━━ Stored records

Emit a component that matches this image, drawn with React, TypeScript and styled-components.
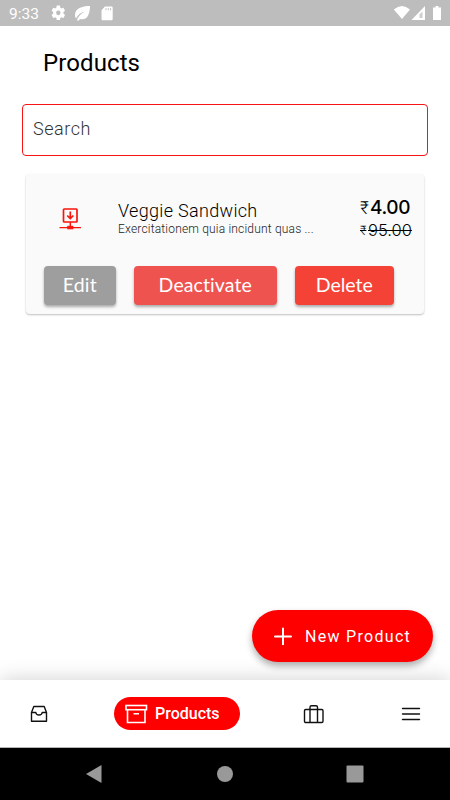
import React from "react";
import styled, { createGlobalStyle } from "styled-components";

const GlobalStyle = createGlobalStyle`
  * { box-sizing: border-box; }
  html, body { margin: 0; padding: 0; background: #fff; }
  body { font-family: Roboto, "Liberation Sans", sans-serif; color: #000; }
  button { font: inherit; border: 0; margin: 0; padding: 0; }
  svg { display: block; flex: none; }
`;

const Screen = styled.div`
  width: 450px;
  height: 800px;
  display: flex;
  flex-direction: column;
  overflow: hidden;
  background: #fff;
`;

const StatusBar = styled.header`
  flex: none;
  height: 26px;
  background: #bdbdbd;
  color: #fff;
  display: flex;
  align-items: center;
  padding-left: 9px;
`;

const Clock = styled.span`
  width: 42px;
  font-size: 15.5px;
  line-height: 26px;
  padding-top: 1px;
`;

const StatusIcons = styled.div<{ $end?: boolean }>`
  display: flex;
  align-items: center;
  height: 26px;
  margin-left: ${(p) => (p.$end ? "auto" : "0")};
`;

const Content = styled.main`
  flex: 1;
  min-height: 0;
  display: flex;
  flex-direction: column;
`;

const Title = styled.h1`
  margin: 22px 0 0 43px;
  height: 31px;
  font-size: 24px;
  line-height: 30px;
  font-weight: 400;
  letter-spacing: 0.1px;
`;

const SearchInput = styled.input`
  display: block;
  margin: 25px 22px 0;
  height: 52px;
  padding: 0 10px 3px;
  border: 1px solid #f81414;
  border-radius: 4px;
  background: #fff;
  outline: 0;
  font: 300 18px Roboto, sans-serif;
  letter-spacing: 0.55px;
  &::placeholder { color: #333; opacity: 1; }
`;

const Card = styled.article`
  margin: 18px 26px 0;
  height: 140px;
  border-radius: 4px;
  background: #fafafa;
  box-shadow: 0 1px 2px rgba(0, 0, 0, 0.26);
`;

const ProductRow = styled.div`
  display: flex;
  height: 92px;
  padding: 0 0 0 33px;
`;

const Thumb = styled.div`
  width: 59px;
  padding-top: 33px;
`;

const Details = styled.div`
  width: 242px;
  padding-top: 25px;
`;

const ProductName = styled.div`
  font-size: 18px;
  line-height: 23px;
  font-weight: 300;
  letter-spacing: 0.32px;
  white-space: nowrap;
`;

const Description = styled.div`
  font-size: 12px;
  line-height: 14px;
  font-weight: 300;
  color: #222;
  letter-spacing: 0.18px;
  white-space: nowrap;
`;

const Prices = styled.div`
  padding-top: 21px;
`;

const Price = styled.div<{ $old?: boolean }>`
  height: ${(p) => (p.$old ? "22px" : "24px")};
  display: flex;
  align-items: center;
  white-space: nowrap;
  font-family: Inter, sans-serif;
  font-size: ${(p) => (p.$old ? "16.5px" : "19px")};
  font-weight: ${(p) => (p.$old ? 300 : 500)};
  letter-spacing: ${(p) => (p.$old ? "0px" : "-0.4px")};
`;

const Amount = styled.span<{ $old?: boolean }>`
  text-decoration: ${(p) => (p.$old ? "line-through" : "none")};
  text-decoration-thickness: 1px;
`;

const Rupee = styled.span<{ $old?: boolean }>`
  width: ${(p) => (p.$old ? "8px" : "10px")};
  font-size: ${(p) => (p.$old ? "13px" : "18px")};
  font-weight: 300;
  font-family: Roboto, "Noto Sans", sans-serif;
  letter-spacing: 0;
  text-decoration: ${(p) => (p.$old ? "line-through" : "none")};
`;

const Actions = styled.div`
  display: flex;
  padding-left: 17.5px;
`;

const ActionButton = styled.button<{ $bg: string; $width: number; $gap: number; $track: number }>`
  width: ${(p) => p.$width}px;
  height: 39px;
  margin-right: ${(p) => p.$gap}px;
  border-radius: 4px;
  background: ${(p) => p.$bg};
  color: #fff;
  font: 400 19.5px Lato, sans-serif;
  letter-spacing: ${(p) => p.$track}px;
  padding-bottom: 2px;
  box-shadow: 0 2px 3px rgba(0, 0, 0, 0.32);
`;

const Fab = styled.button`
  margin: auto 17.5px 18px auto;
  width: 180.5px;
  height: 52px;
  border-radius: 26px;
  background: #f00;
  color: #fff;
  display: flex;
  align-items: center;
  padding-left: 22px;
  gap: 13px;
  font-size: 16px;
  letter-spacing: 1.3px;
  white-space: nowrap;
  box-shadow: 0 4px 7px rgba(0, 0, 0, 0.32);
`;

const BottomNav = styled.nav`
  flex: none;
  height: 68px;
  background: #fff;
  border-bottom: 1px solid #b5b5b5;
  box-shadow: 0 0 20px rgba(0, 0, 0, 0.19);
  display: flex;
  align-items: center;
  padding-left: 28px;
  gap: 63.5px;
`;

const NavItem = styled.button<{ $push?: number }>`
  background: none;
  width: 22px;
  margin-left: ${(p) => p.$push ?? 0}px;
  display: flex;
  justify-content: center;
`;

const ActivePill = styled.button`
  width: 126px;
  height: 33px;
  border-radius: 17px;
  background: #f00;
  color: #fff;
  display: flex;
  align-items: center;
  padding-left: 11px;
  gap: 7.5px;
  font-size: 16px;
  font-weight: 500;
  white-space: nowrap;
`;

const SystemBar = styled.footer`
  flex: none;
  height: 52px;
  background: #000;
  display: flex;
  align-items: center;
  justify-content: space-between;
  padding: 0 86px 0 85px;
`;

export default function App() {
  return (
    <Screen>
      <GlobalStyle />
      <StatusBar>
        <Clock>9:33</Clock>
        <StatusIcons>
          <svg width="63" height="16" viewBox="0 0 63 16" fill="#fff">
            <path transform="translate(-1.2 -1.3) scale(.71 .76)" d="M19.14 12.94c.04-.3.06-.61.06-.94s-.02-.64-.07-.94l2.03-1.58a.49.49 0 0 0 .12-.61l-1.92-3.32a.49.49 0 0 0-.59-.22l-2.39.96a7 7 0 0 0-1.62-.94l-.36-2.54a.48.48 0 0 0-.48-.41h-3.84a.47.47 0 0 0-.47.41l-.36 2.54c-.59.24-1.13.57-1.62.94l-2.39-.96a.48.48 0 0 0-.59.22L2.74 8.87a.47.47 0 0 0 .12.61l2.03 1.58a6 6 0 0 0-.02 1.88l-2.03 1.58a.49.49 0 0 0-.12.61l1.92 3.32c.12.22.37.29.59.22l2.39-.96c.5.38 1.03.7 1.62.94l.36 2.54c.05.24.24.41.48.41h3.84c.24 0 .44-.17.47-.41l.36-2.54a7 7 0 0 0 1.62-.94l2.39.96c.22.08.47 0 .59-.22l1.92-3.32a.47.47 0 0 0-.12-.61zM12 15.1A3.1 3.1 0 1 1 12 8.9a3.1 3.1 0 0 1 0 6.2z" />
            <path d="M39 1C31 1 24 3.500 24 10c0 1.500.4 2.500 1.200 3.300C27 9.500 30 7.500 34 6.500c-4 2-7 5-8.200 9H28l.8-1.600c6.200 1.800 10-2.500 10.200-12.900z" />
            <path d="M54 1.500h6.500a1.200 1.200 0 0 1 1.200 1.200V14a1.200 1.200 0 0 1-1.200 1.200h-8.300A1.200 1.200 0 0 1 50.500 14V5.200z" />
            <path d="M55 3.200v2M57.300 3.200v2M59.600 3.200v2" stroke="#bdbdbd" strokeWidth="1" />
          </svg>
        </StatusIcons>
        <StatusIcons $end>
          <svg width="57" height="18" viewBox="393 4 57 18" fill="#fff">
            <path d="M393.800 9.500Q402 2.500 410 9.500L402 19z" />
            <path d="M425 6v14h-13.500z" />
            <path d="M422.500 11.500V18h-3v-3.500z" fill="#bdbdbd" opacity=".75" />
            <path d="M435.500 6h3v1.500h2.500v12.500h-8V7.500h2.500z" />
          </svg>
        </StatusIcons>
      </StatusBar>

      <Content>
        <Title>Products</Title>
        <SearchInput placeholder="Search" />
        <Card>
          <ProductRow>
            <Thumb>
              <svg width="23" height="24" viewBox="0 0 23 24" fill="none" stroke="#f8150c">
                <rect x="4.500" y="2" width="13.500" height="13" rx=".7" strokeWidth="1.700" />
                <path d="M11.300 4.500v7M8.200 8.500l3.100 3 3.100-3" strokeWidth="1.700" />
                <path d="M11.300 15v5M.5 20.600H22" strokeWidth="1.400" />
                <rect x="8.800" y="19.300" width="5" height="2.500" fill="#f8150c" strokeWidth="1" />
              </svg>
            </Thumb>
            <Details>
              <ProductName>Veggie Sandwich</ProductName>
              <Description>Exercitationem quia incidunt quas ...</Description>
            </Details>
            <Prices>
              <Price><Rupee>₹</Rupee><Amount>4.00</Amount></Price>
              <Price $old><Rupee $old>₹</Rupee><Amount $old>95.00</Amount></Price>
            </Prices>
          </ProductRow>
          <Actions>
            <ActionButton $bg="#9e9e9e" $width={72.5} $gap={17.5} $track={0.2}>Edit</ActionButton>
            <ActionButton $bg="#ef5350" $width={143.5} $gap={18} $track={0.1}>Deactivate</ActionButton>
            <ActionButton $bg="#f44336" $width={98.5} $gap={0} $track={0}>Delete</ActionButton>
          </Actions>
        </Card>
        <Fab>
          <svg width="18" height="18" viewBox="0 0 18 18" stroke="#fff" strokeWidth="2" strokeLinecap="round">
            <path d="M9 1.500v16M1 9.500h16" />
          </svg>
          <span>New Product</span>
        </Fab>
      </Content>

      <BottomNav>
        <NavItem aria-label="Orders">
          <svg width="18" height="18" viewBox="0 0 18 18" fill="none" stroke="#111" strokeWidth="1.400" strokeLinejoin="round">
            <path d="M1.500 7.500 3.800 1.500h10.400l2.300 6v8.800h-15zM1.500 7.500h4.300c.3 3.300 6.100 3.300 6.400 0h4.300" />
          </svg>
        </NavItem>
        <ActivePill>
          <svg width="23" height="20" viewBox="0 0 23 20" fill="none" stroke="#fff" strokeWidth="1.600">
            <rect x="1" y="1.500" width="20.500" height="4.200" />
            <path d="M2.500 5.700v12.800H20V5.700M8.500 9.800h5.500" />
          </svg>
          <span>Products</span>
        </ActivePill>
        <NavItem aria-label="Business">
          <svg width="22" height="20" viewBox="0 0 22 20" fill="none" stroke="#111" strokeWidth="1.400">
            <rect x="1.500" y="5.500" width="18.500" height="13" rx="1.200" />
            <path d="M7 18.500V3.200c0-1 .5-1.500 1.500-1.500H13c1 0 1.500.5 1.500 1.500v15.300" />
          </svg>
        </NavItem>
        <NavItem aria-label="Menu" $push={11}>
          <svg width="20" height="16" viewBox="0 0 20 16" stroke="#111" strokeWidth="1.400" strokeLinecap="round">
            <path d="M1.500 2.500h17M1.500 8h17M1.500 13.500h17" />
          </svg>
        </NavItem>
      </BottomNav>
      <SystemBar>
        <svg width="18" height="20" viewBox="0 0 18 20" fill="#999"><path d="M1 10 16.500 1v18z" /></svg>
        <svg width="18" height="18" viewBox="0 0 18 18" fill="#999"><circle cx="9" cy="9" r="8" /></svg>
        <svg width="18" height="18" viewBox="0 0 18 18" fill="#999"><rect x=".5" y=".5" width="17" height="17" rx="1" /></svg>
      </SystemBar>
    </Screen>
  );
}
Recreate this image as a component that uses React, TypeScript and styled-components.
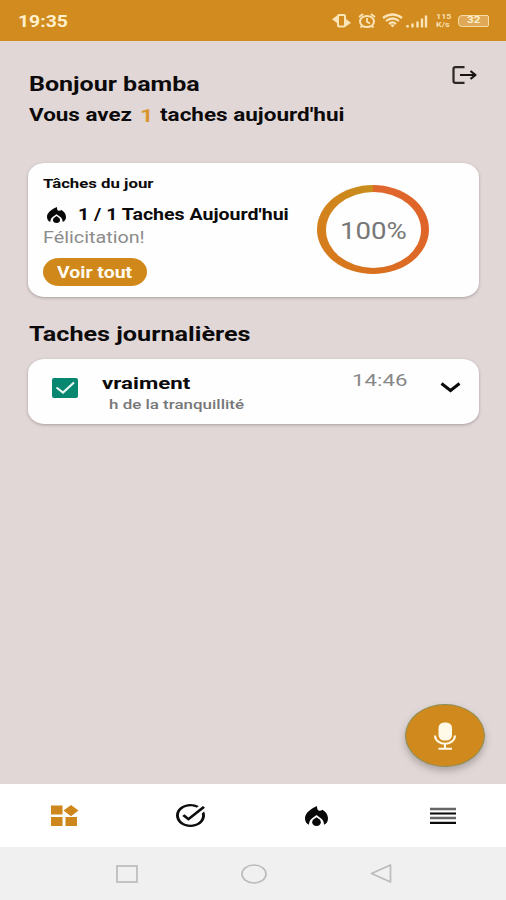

━━━━

Look through the data and gather every line with the string "this" in it.

■ Written response ■
Emit a component that matches this image, drawn with React, TypeScript and styled-components.
Recreate this image as a component that uses React, TypeScript and styled-components.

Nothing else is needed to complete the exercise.